Pese a todo, con la actual disposición del parlamento y de la deficitaria conciencia «república» o parlamentarista, hete aquí que una gran ocasión se presenta a la Nación Española. Una ocasión de devenir más responsable, más comprometida, más parlamentaria y más soberana que nunca.

Los hados se han confabulado para que la pelota ya no esté tanto en el tejado de cientos de miles de manifestantes indignados, ni de un todopoderoso líder que se hace dueño absoluto de un parlamento y de un gobierno por gracia de la estructura partitocrática, sino en nuestros nuevos representantes.
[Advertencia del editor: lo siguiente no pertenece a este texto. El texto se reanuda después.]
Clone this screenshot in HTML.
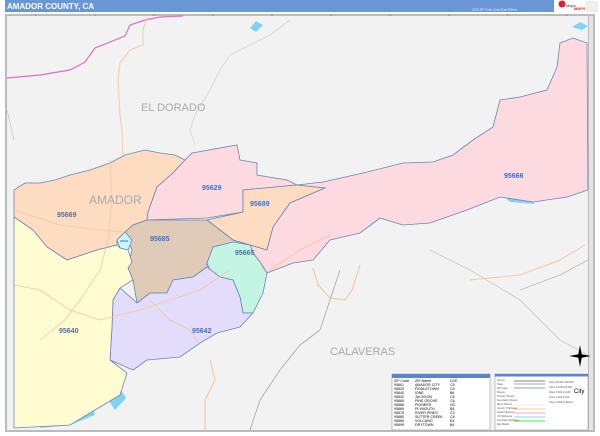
<!DOCTYPE html>
<html><head><meta charset="utf-8"><style>
html,body{margin:0;padding:0;background:#fff;}
body{width:600px;height:436px;overflow:hidden;position:relative;font-family:"Liberation Sans",sans-serif;}
</style></head><body>
<svg width="600" height="436" viewBox="0 0 600 436" xmlns="http://www.w3.org/2000/svg" style="position:absolute;left:0;top:0">
<rect x="0" y="0" width="600" height="436" fill="#fff"/>
<rect x="5" y="0" width="549" height="12" fill="#6a96d6"/>
<text x="7" y="9" font-size="8" font-weight="bold" fill="#fff" font-family="Liberation Sans">AMADOR COUNTY, CA</text>
<text x="472" y="10.5" font-size="3" fill="#fff" font-family="Liberation Sans">2020 ZIP Code Color/Cast Edition</text>
<circle cx="562" cy="4" r="3.5" fill="#d23"/>
<text x="566" y="7" font-size="4" fill="#345" font-family="Liberation Sans">Maps</text>
<text x="574" y="10" font-size="4" fill="#d22" font-weight="bold" font-family="Liberation Sans">MAPS</text>
<rect x="585" y="1" width="13" height="11" fill="#eee"/>
<rect x="5" y="14" width="590" height="418" fill="#bbb"/>
<rect x="7" y="16" width="581" height="414" fill="#f2f2f2"/>
<rect x="589" y="16" width="4" height="414" fill="#e4e4e4"/>
<g stroke="#888" stroke-width="1">
<line x1="36" y1="14" x2="36" y2="16"/><line x1="95" y1="14" x2="95" y2="16"/><line x1="154" y1="14" x2="154" y2="16"/><line x1="213" y1="14" x2="213" y2="16"/><line x1="272" y1="14" x2="272" y2="16"/><line x1="331" y1="14" x2="331" y2="16"/><line x1="390" y1="14" x2="390" y2="16"/><line x1="449" y1="14" x2="449" y2="16"/><line x1="508" y1="14" x2="508" y2="16"/><line x1="567" y1="14" x2="567" y2="16"/>
</g>
<g fill="none" stroke-width="0.9">
<path d="M7,78 L40,75 L70,70 L85,62 L95,48 L125,36 L130,25 L145,20 L160,17 L183,16" stroke="#e46cc4" stroke-width="1.2"/>
<path d="M147,17 L143,30 L143,45 L130,50 L120,63 L118,80 L120,115 L122,130 L123,155" stroke="#f2d2b0" stroke-width="1.2"/>
<path d="M290,20 L270,35 L250,45 L230,55 L220,70 L210,90 L195,115 L190,130 L195,145" stroke="#d8d8d8"/>
<path d="M7,110 L14,140" stroke="#ccc"/>
<path d="M313,268 L318,285 L330,298 L345,300 L352,290 L360,265" stroke="#efcba5" stroke-width="1.2"/>
<path d="M470,280 L520,275 L560,260 L585,245" stroke="#efcba5" stroke-width="1"/>
<path d="M210,360 L215,380 L205,400 L205,430" stroke="#efcba5" stroke-width="1.2"/>
<path d="M340,270 L330,300 L320,330 L300,345 L280,370 L260,400 L250,430" stroke="#aaa"/>
<path d="M520,290 L560,275 L588,260" stroke="#bbb"/>
<path d="M430,250 L470,270 L520,300 L560,340 L588,355" stroke="#ccc"/>
</g>
<g fill="#7fd4f4">
<path d="M250,28 L256,21 L263,25 L256,32 Z"/>
<path d="M572,27 L580,22 L588,26 L582,30 Z"/>
<path d="M476,166 L490,155 L502,150 L500,158 L486,166 Z"/>
<path d="M558,65 L564,50 L570,55 L565,70 Z"/>
<path d="M505,197 L530,200 L535,204 L510,202 Z"/>
<path d="M40,410 L60,400 L75,408 L90,395 L95,415 L70,425 L40,428 Z"/>
<path d="M105,395 L118,385 L126,398 L115,410 Z"/>
</g>
<g stroke="#6b84b8" stroke-width="0.8">
<path fill="#fddcc2" d="M14,190 L25,183 L40,183 L55,180 L70,175 L90,170 L110,163 L125,155 L145,150 L160,153 L175,155 L185,160 L173,173 L157,187 L148,212 L147,220 L133,225 L125,232 L117,240 L117,245 L97,250 L67,260 L47,247 L33,230 L14,217 Z"/>
<path fill="#fdd9e0" d="M185,160 L192,153 L237,145 L240,160 L257,163 L257,175 L287,180 L297,185 L243,190 L243,212 L207,218 L147,220 L148,212 L157,187 L173,173 Z"/>
<path fill="#fddcc2" d="M243,190 L297,185 L325,188 L290,203 L273,227 L267,250 L250,245 L233,240 L207,220 L243,212 Z"/>
<path fill="#fdd9e0" d="M297,185 L323,182 L363,173 L403,163 L433,162 L453,155 L473,140 L493,127 L500,100 L520,97 L547,90 L557,67 L560,43 L573,38 L587,43 L588,190 L567,197 L533,202 L500,197 L467,210 L430,223 L403,225 L380,218 L360,233 L330,240 L313,260 L293,263 L267,273 L260,262 L253,253 L250,245 L267,250 L273,227 L290,203 L325,188 Z"/>
<path fill="#dfcbb8" d="M133,225 L147,220 L207,220 L233,240 L250,245 L233,242 L213,247 L207,263 L207,267 L193,277 L173,280 L167,293 L150,293 L137,303 L133,280 L128,268 L132,250 L125,232 Z"/>
<path fill="#c6f6ff" d="M117,240 L125,232 L132,240 L128,250 L120,248 Z"/>
<path fill="#c4f5e2" d="M213,247 L233,242 L250,245 L253,253 L260,262 L267,273 L263,293 L253,313 L243,313 L240,297 L233,280 L220,277 L210,270 L207,263 Z"/>
<path fill="#e3dcfb" d="M120,288 L137,303 L150,293 L167,293 L173,280 L193,277 L207,267 L220,277 L233,280 L240,297 L243,313 L253,313 L240,327 L217,333 L200,343 L180,357 L147,360 L133,370 L110,360 L112,327 L113,300 Z"/>
<path fill="#fffcd2" d="M14,217 L33,230 L47,247 L67,260 L97,250 L117,245 L120,248 L128,250 L132,262 L128,268 L133,280 L120,288 L113,300 L112,327 L110,360 L127,373 L120,395 L95,410 L70,425 L14,428 Z"/>
</g>
<g fill="none" stroke="#f2c79c" stroke-width="0.8">
<path d="M14,210 L60,225 L100,230 L125,232"/>
<path d="M110,160 L112,200 L108,240 L100,270 L80,300 L65,320 L40,340"/>
<path d="M14,285 L40,290 L70,310 L100,320 L140,310 L170,300 L200,290 L230,270"/>
<path d="M150,300 L170,320 L190,330 L200,345"/>
<path d="M270,270 L300,250 L330,235"/>
</g>
<g font-family="Liberation Sans" fill="#aaa" font-size="11">
<text x="141" y="111">EL DORADO</text>
<text x="89" y="204" font-size="12">AMADOR</text>
<text x="330" y="355">CALAVERAS</text>
</g>
<g font-family="Liberation Sans" fill="#4a6fb8" font-size="7" font-weight="bold">
<text x="504" y="178">95666</text>
<text x="202" y="190">95629</text>
<text x="250" y="206">95689</text>
<text x="57" y="217">95669</text>
<text x="150" y="241">95685</text>
<text x="235" y="255">95665</text>
<text x="192" y="333">95642</text>
<text x="59" y="333">95640</text>
<text x="120" y="242" font-size="3">95699</text>
</g>
<g fill="#000">
<path d="M580,345 L582,356 L580,367 L578,356 Z"/>
<path d="M569,356 L580,354 L591,356 L580,358 Z"/>
</g>
<rect x="392" y="374" width="98" height="56" fill="#fff" stroke="#888" stroke-width="0.5"/>
<rect x="392" y="374" width="98" height="4" fill="#5b84cf"/>
<g font-family="Liberation Sans" font-size="3.6" fill="#000">
<text x="394" y="382">ZIP Code</text><text x="415" y="382">ZIP Name</text><text x="450" y="382">LOC</text>
<text x="394" y="386">95601</text><text x="415" y="386">AMADOR CITY</text><text x="450" y="386">C5</text>
<text x="394" y="390">95629</text><text x="415" y="390">FIDDLETOWN</text><text x="450" y="390">C5</text>
<text x="394" y="394">95640</text><text x="415" y="394">IONE</text><text x="450" y="394">B6</text>
<text x="394" y="398">95642</text><text x="415" y="398">JACKSON</text><text x="450" y="398">C6</text>
<text x="394" y="402">95665</text><text x="415" y="402">PINE GROVE</text><text x="450" y="402">C6</text>
<text x="394" y="406">95666</text><text x="415" y="406">PIONEER</text><text x="450" y="406">H3</text>
<text x="394" y="410">95669</text><text x="415" y="410">PLYMOUTH</text><text x="450" y="410">B4</text>
<text x="394" y="414">95675</text><text x="415" y="414">RIVER PINES</text><text x="450" y="414">C3</text>
<text x="394" y="418">95685</text><text x="415" y="418">SUTTER CREEK</text><text x="450" y="418">C6</text>
<text x="394" y="422">95689</text><text x="415" y="422">VOLCANO</text><text x="450" y="422">E4</text>
<text x="394" y="426">95699</text><text x="415" y="426">DRYTOWN</text><text x="450" y="426">B4</text>
</g>
<rect x="495" y="374" width="93" height="56" fill="#fff" stroke="#888" stroke-width="0.5"/>
<rect x="495" y="374" width="93" height="2.5" fill="#5b84cf"/>
<g stroke-width="1.2">
<line x1="514" y1="381" x2="545" y2="381" stroke="#999"/>
<line x1="514" y1="384" x2="545" y2="384" stroke="#bbb"/>
<line x1="514" y1="388" x2="545" y2="388" stroke="#9bc"/>
<line x1="514" y1="405" x2="545" y2="405" stroke="#eee"/>
<line x1="514" y1="409" x2="545" y2="409" stroke="#fbd6a8"/>
<line x1="514" y1="413" x2="545" y2="413" stroke="#f8b8e0"/>
<line x1="514" y1="417" x2="545" y2="417" stroke="#a8d8f0"/>
<line x1="514" y1="421" x2="545" y2="421" stroke="#6e6"/>
</g>
<g font-family="Liberation Sans" font-size="2.5" fill="#555">
<text x="497" y="381">County</text><text x="497" y="385">State</text><text x="497" y="389">ZIP Code</text>
<text x="497" y="393">Streets</text><text x="497" y="397">Primary Streets</text><text x="497" y="401">Secondary Streets</text>
<text x="497" y="405">Minor Streets</text><text x="497" y="409">Country Highways</text><text x="497" y="413">State Highways</text>
<text x="497" y="417">US Highways</text><text x="497" y="421">Interstate Highways</text><text x="497" y="425">Rail Roads</text>
<text x="549" y="383">Cities 25,000-100,000</text><text x="549" y="388">Cities 10,000-25,000</text><text x="549" y="393">Cities 5,000-10,000</text><text x="549" y="398">Cities 1,000-5,000</text><text x="549" y="403">Cities 0-999 or Below</text>
</g>
<text x="574" y="393" font-size="6" font-family="Liberation Sans" fill="#000">City</text>
</svg>
</body></html>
En esta ocasión única, dada la particular distribución de los escaños, podrán hacer honor al sistema parlamentario, demostrando que el gobierno nacional y poder ejecutivo no forman un binomio indisociable, sino que este sustantivo, el de gobierno, también puede servir para designar a un parlamento. Podrán demostrar que el parlamentarismo stricto sensu no precisa ser identificado con una suerte de asamblea caótica compuesta por facciones maximalistas y poltroneras, sino que funciona según unos patrones perfectamente predecibles y además respetuosos con el principio de soberanía nacional. Según se vayan suscitando los asuntos a dilucidar, cada representante habrá de emitirá un voto que guarde coherencia con los compromisos que contrajo con sus representados vía programa electoral, sin que se forjen coaliciones o «geometrías variables» que conduzcan a traicionar sus mandatos con la sola recompensa de acceder a algún cargo de mayor distinción. Y en tercer lugar, podrán demostrar que el gobierno ejecutivo constituye un apéndice del parlamento, que en todo caso cumple la gravísima, pero limitada, función de llevar a cabo lo decidido por el cuerpo habilitante, y no al revés.

Si todo esto es llevado a cabo por los diputados, como ya he dicho habremos ganado mucho, pues la nación percibirá que es verdaderamente dueña de su devenir e interdependiente entre todas sus partes, se inclinará a atender con mayor responsabilidad, interés y espíritu crítico cuanto acontezca en nuestra vida pública, y como resultado del despliegue de esta ética, sin duda acrecentará sus capacidades cognitivas, racionales y morales para regocijo del Orden Natural. De lo contario, una grandísima parte de los españoles continuará concibiendo la cosa pública como un terreno extraño, patrimonio de unos pocos; observará a la nación como a un mero hábitat perfectamente mudable, respecto al que cada individuo debe tratar de extraer todo el provecho que le sea posible aun, con riesgo de su marchitamiento. Y como consecuencia de lo demás, la nación permanecerá sumergida en su tradicional tensión: entre la vorágine cainita de una parte y la búsqueda de un líder que apacigüe y aglutine a los españoles, ya sea neutralizando a una de las partes o bien despolitizando y alejando de la cosa pública a ambas.